Employment Law Cases
Constructive dismissal: employer tries to make amends
Flatman v Essex County Council
Where the actions of an employer amount to a fundamental breach of contract, nothing that the employer does after that point can cure that breach.
To succeed in a constructive dismissal case an employee must show that the employer fundamentally breached an express or implied term of their contract of employment, they resigned because of the breach, and they did not delay too long before resigning.
Background
Ms Flatman worked as a learning support assistant in the council’s school. From September 2017 her work included caring for a disabled pupil, which involved an element of heavy lifting. She repeatedly asked for training in manual handling but this was not arranged. From January 2018 she suffered back problems, leading to three weeks signed off. In May the school head told her that on her return she wouldn’t have to do the lifting, that training was being organised and that she would be in a different class the next academic year. Despite this, she resigned and claimed constructive dismissal. A tribunal rejected her claim. It agreed that the employer was in breach of the Manual Handling Operations Regulations 1992 but held that there was still no fundamental breach because the communications in May showed that the employer appreciated the problem and was taking steps to address it. Ms Flatman appealed.
EAT decision
The appeal was allowed.
The tribunal had incorrectly looked only at events at the time of the resignation. Instead, it should have looked at whether there had already been such a breach at any time since September 2017. If there had been, that would activate the rule that, once there is such a breach, the employer cannot unilaterally rectify it and avoid a constructive dismissal. Provided the employee does not affirm the contract and waive the breach (e.g. by waiting too long to resign), it remains open to that employee to accept the breach and claim constructive dismissal.

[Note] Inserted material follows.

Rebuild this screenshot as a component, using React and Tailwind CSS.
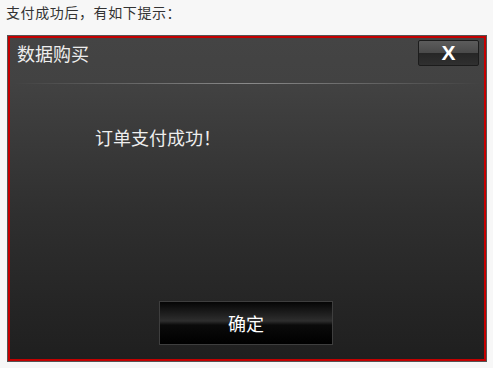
import React from "react";

const cjk = { fontFamily: '"Noto Sans CJK SC", "Liberation Sans", sans-serif' };

const App = () => {
  return (
    <div
      className="w-[493px] h-[368px] bg-[#f7f7f7] pt-[2px] pl-[6px] overflow-hidden"
      style={cjk}
    >
      <p className="text-[14px] leading-[20px] tracking-[0.6px] text-[#333]">支付成功后，有如下提示：</p>
      <div className="mt-[13px] ml-[1px] w-[480px] h-[327px] border border-[#555]">
        <div className="h-full border-2 border-[#c40000] bg-[linear-gradient(to_bottom,#444444_0%,#424242_14%,#2f2f2f_55%,#1f1f1f_100%)] flex flex-col">
          <div className="relative h-[45px]">
            <span className="absolute left-[7px] top-[3px] text-[18px] leading-[24px] text-[#eeeeee]">
              数据购买
            </span>
            <button className="absolute right-[5px] top-[2px] w-[61px] h-[26px] border border-[#1c1c1c] rounded-[2px] bg-[linear-gradient(to_bottom,#5c5c5c_0%,#4a4a4a_48%,#262626_52%,#303030_100%)] flex items-center justify-center pb-[2px]">
              <span
                className="text-white text-[21px] font-bold leading-none"
                style={{ fontFamily: '"Liberation Sans", sans-serif' }}
              >
                X
              </span>
            </button>
          </div>
          <div className="mx-[4px] h-px bg-[linear-gradient(to_right,rgba(140,140,140,0)_0%,#8a8a8a_50%,rgba(140,140,140,0)_100%)]" />
          <div className="pl-[85px] pt-[41px] text-[18px] leading-[24px] text-[#eeeeee]">
            订单支付成功！
          </div>
          <div className="flex-1" />
          <button className="ml-[149px] mb-[14px] w-[174px] h-[44px] border border-[#3e3e3e] bg-[linear-gradient(to_bottom,#050505_0%,#2e2e2e_45%,#0a0a0a_55%,#000000_100%)] text-white text-[18px] flex items-center justify-center">
            确定
          </button>
        </div>
      </div>
    </div>
  );
};

export default App;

If a breach of the implied duty to provide a safe working environment is relied upon (as it was here), the tribunal’s focus should be on the harm, or risk of harm, in fact caused/posed to the employee’s health and safety by the employer’s actions or inactions. When considering whether a breach of this particular implied term is fundamental, statements of intention or attitude on the employer’s part will generally have less significance than they might if the claim was for breach of the implied duty of trust and confidence but are not wholly irrelevant.

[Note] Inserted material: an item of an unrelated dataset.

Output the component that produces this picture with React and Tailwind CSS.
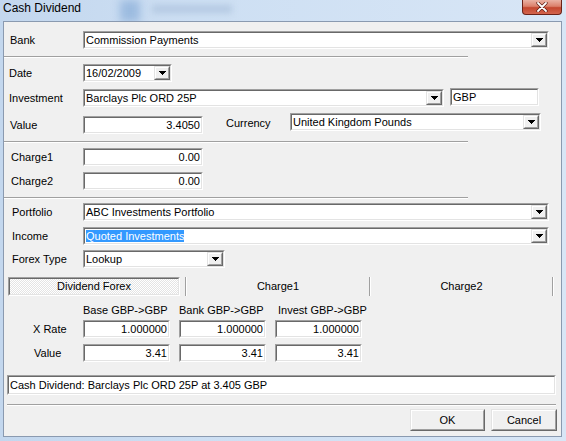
import React from "react";

function Arrow() {
  return (
    <svg width="7" height="4" viewBox="0 0 7 4" shapeRendering="crispEdges">
      <rect x="0" y="0" width="7" height="1" fill="#000" />
      <rect x="1" y="1" width="5" height="1" fill="#000" />
      <rect x="2" y="2" width="3" height="1" fill="#000" />
      <rect x="3" y="3" width="1" height="1" fill="#000" />
    </svg>
  );
}

function Sunken({ className = "", inner = "", children }) {
  return (
    <div className={`border border-t-[#a0a0a0] border-l-[#a0a0a0] border-b-white border-r-white ${className}`}>
      <div className={`h-full w-full border border-t-[#696969] border-l-[#696969] border-b-[#e3e3e3] border-r-[#e3e3e3] bg-white flex items-center ${inner}`}>
        {children}
      </div>
    </div>
  );
}

function Raised({ className = "", children }) {
  return (
    <div className={`border border-t-[#e3e3e3] border-l-[#e3e3e3] border-b-[#696969] border-r-[#696969] bg-[#f0f0f0] ${className}`}>
      <div className="h-full w-full border border-t-white border-l-white border-b-[#a0a0a0] border-r-[#a0a0a0] flex items-center justify-center">
        {children}
      </div>
    </div>
  );
}

function Combo({ className = "", text, selected }) {
  return (
    <Sunken className={`h-[18px] ${className}`}>
      <div className="flex-1 pl-[1px] leading-[13px] whitespace-nowrap overflow-hidden">
        {selected ? <span className="bg-[#3399ff] text-white">{text}</span> : text}
      </div>
      <Raised className="w-[16px] h-full shrink-0">
        <Arrow />
      </Raised>
    </Sunken>
  );
}

function Edit({ className = "", text, right }) {
  return (
    <Sunken className={`h-[18px] ${className}`} inner={right ? "justify-end pr-[1px]" : "pl-[1px]"}>
      <span className="leading-[13px] whitespace-nowrap">{text}</span>
    </Sunken>
  );
}

function HSep({ className = "" }) {
  return <div className={`h-[2px] border-t border-t-[#a0a0a0] border-b border-b-white ${className}`} />;
}

function VSep() {
  return <div className="w-[2px] h-full border-l border-l-[#a0a0a0] border-r border-r-white shrink-0" />;
}

function CloseBtn() {
  return (
    <div className="w-[40px] h-[15px] rounded-b-[4px] border border-t-0 border-[#6b2218] bg-[linear-gradient(180deg,#eab2a4_0%,#db806b_45%,#c4472f_55%,#d3654e_100%)] flex items-center justify-center">
      <svg width="12" height="10" viewBox="0 0 12 10">
        <path d="M2 1 L10 9 M10 1 L2 9" stroke="#5a1a12" strokeWidth="3.2" strokeLinecap="round" />
        <path d="M2 1 L10 9 M10 1 L2 9" stroke="#ffffff" strokeWidth="1.8" strokeLinecap="round" />
      </svg>
    </div>
  );
}

function Label({ className = "", children }) {
  return <div className={`w-[79px] shrink-0 leading-[13px] ${className}`}>{children}</div>;
}

export default function App() {
  return (
    <div className="w-[566px] h-[441px] overflow-hidden relative bg-[linear-gradient(90deg,#c3d7ee_0%,#cddff3_35%,#d8e6f6_100%)] text-black font-['Liberation_Sans',Arial,sans-serif]">
      <div className="absolute left-[120px] top-0 w-[20px] h-[22px] bg-[#9cbbe0] blur-[4px]" />
      <div className="absolute left-[152px] top-[5px] w-[80px] h-[8px] bg-[#b4c9e2] blur-[3px]" />
      <div className="relative flex flex-col h-full">
        <div className="h-[21px] flex items-start justify-between pl-[3px] pr-[4px]">
          <div className="text-[12px] leading-[15px] mt-[1px]">Cash Dividend</div>
          <CloseBtn />
        </div>
        <div className="ml-[3px] w-[559px] h-[416px] border border-[#8a9ab0] bg-[#f0f0f0] flex flex-col text-[11px]">
          {/* Bank */}
          <div className="mt-[9px] h-[18px] flex items-center">
            <Label className="pl-[6px]">Bank</Label>
            <Combo className="w-[466px]" text="Commission Payments" />
          </div>
          <HSep className="mt-[7px] w-[464px]" />
          {/* Date */}
          <div className="mt-[6px] h-[18px] flex items-center">
            <Label className="pl-[5px]">Date</Label>
            <Combo className="w-[89px]" text="16/02/2009" />
          </div>
          {/* Investment */}
          <div className="mt-[7px] h-[18px] flex items-center">
            <Label className="pl-[5px]">Investment</Label>
            <Combo className="w-[361px]" text="Barclays Plc ORD 25P" />
            <Edit className="w-[89px] ml-[6px] -mt-[2px]" text="GBP" />
          </div>
          {/* Value */}
          <div className="mt-[6px] h-[21px] flex items-start">
            <Label className="pl-[6px] mt-[6px]">Value</Label>
            <Edit className="w-[120px] mt-[3px]" text="3.4050" right />
            <div className="w-[64px] ml-[23px] leading-[13px] mt-[4px]">Currency</div>
            <Combo className="w-[251px]" text="United Kingdom Pounds" />
          </div>
          <HSep className="mt-[7px] w-[464px]" />
          {/* Charges */}
          <div className="mt-[5px] h-[18px] flex items-center">
            <Label className="pl-[7px]">Charge1</Label>
            <Edit className="w-[120px]" text="0.00" right />
          </div>
          <div className="mt-[6px] h-[18px] flex items-center">
            <Label className="pl-[7px]">Charge2</Label>
            <Edit className="w-[120px]" text="0.00" right />
          </div>
          <HSep className="mt-[7px] w-[464px]" />
          {/* Portfolio */}
          <div className="mt-[4px] h-[18px] flex items-center">
            <Label className="pl-[8px]">Portfolio</Label>
            <Combo className="w-[466px]" text="ABC Investments Portfolio" />
          </div>
          <div className="mt-[6px] h-[18px] flex items-center">
            <Label className="pl-[8px]">Income</Label>
            <Combo className="w-[466px]" text="Quoted Investments" selected />
          </div>
          <div className="mt-[5px] h-[18px] flex items-center">
            <Label className="pl-[8px]">Forex Type</Label>
            <Combo className="w-[142px]" text="Lookup" />
          </div>
          {/* Tabs */}
          <div className="mt-[9px] h-[19px] flex items-stretch">
            <div className="ml-[4px] w-[172px] border border-t-[#a0a0a0] border-l-[#a0a0a0] border-b-white border-r-white">
              <div className="h-full w-full border border-t-[#696969] border-l-[#696969] border-b-[#e3e3e3] border-r-[#e3e3e3] bg-[repeating-conic-gradient(#ffffff_0_25%,#e4e4e4_0_50%)] bg-[length:2px_2px] flex items-center justify-center leading-[13px]">
                Dividend Forex
              </div>
            </div>
            <div className="w-[5px] shrink-0" />
            <VSep />
            <div className="w-[182px] flex items-center justify-center leading-[13px]">Charge1</div>
            <VSep />
            <div className="w-[181px] flex items-center justify-center leading-[13px]">Charge2</div>
            <VSep />
          </div>
          {/* Forex grid */}
          <div className="mt-[7px] h-[14px] flex items-center leading-[13px]">
            <div className="ml-[79px] w-[96px]">Base GBP-&gt;GBP</div>
            <div className="w-[96px]">Bank GBP-&gt;GBP</div>
            <div className="pl-[3px]">Invest GBP-&gt;GBP</div>
          </div>
          <div className="mt-[3px] h-[18px] flex items-center">
            <Label className="pl-[29px]">X Rate</Label>
            <div className="flex gap-[9px]">
              <Edit className="w-[87px]" text="1.000000" right />
              <Edit className="w-[87px]" text="1.000000" right />
              <Edit className="w-[87px]" text="1.000000" right />
            </div>
          </div>
          <div className="mt-[6px] h-[18px] flex items-center">
            <Label className="pl-[30px]">Value</Label>
            <div className="flex gap-[9px]">
              <Edit className="w-[87px]" text="3.41" right />
              <Edit className="w-[87px]" text="3.41" right />
              <Edit className="w-[87px]" text="3.41" right />
            </div>
          </div>
          {/* Description */}
          <Edit className="mt-[13px] ml-[3px] w-[549px] !h-[20px]" text="Cash Dividend: Barclays Plc ORD 25P at 3.405 GBP" />
          <HSep className="mt-[9px] ml-[3px] w-[549px]" />
          {/* Buttons */}
          <div className="mt-[3px] ml-[406px] flex gap-[6px]">
            <Raised className="w-[75px] h-[22px]">
              <span className="leading-[13px]">OK</span>
            </Raised>
            <Raised className="w-[66px] h-[22px]">
              <span className="leading-[13px]">Cancel</span>
            </Raised>
          </div>
        </div>
      </div>
    </div>
  );
}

On the facts here, the only rational conclusion was that the employer’s breach became fundamental at the latest by the time Ms Flatman went off sick – and this breach was not negated by the employer’s later communications.
Link to judgment: https://www.bailii.org/uk/cases/UKEAT/2021/0097_20_1201.html
Comment
It is perhaps a surprise that having been off sick for three weeks, returned and then waited more than a week after being told that she would receive training, that the claimant was not found to have affirmed the breach and so lost the right to bring a claim. However, these decisions are always a matter of fact for the tribunal. The decision is however a useful reminder that a fundamental breach cannot be cured by the subsequent actions of the employer.